Begin Given material
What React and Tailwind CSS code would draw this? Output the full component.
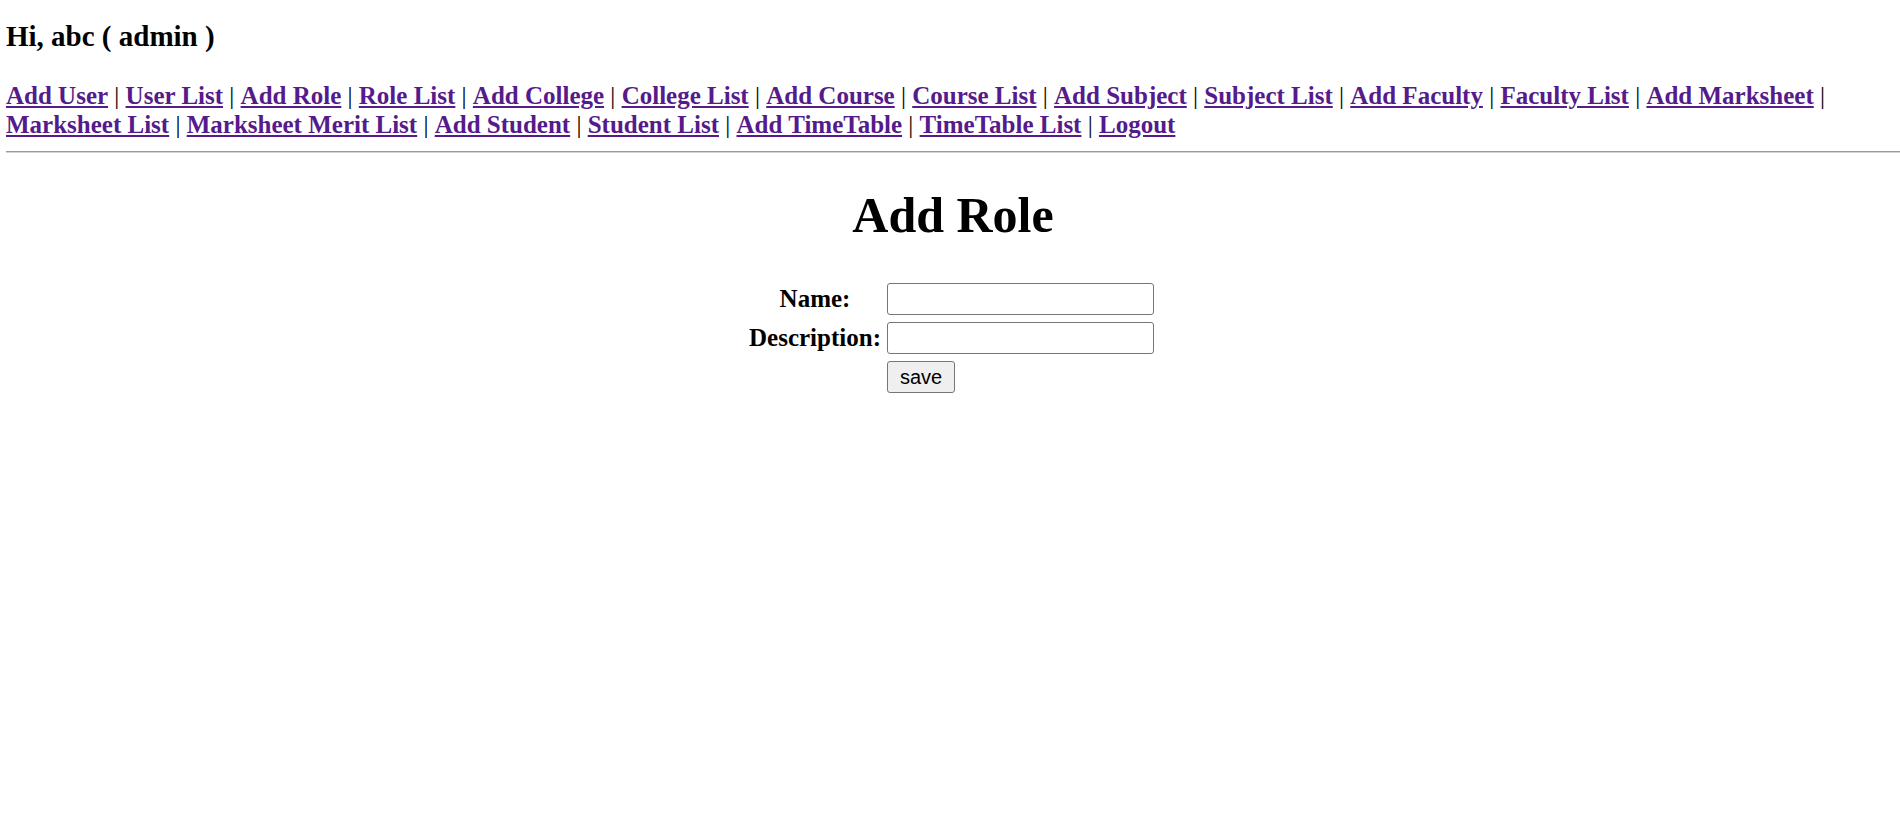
import React, { useState } from 'react';

const links = [
  'Add User', 'User List', 'Add Role', 'Role List', 'Add College', 'College List',
  'Add Course', 'Course List', 'Add Subject', 'Subject List', 'Add Faculty',
  'Faculty List', 'Add Marksheet', 'Marksheet List', 'Marksheet Merit List',
  'Add Student', 'Student List', 'Add TimeTable', 'TimeTable List', 'Logout',
];

const serif = { fontFamily: '"Liberation Serif", "Times New Roman", serif' };
const sans = { fontFamily: '"Liberation Sans", Arial, sans-serif' };

const App = () => {
  const [name, setName] = useState('');
  const [description, setDescription] = useState('');

  return (
    <div className="min-h-screen bg-white text-black" style={serif}>
      {/* header */}
      <div className="pl-[6px]">
        <div className="pt-[20px] text-[29px] leading-[32px] font-bold">Hi, abc ( admin )</div>

        <div className="mt-[29px] text-[25px] leading-[29px] font-bold">
          {links.map((l, i) => (
            <span key={l}>
              <a href="#" className="text-[#551a8b] underline">{l}</a>
              {i < links.length - 1 && <span className="font-normal"> | </span>}
            </span>
          ))}
        </div>

        <div className="mt-[12px] border-t border-b border-t-[#9a9a9a] border-b-[#d4d4d4]" />

        {/* form */}
        <h1 className="mt-[34px] text-center text-[50px] leading-[56px] font-bold">Add Role</h1>
      </div>

      <div className="mt-[40px] mx-auto w-fit grid grid-cols-[138px_267px] gap-x-[3px] gap-y-[7px] items-center">
        <label className="text-center text-[25px] leading-[32px] font-bold">Name:</label>
        <input
          value={name}
          onChange={(e) => setName(e.target.value)}
          className="h-[32px] w-[267px] rounded-[3px] border border-[#767676] px-[3px] text-[20px] outline-none"
          style={sans}
        />
        <label className="text-center text-[25px] leading-[32px] font-bold">Description:</label>
        <input
          value={description}
          onChange={(e) => setDescription(e.target.value)}
          className="h-[32px] w-[267px] rounded-[3px] border border-[#767676] px-[3px] text-[20px] outline-none"
          style={sans}
        />
        <div />
        <div className="h-[32px]">
          <button
            className="h-[32px] w-[68px] rounded-[3px] border border-[#767676] bg-[#efefef] text-[20px] leading-[30px] text-black"
            style={sans}
          >
            save
          </button>
        </div>
      </div>
    </div>
  );
};

export default App;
End Given material
▶ **What you have to do**:
Repeat, with no pictures, each line from the beginning of the data through the line containing "const [description, setDescription]", inclusive.

▶ **Exercise output**:
What React and Tailwind CSS code would draw this? Output the full component.
import React, { useState } from 'react';

const links = [
  'Add User', 'User List', 'Add Role', 'Role List', 'Add College', 'College List',
  'Add Course', 'Course List', 'Add Subject', 'Subject List', 'Add Faculty',
  'Faculty List', 'Add Marksheet', 'Marksheet List', 'Marksheet Merit List',
  'Add Student', 'Student List', 'Add TimeTable', 'TimeTable List', 'Logout',
];

const serif = { fontFamily: '"Liberation Serif", "Times New Roman", serif' };
const sans = { fontFamily: '"Liberation Sans", Arial, sans-serif' };

const App = () => {
  const [name, setName] = useState('');
  const [description, setDescription] = useState('');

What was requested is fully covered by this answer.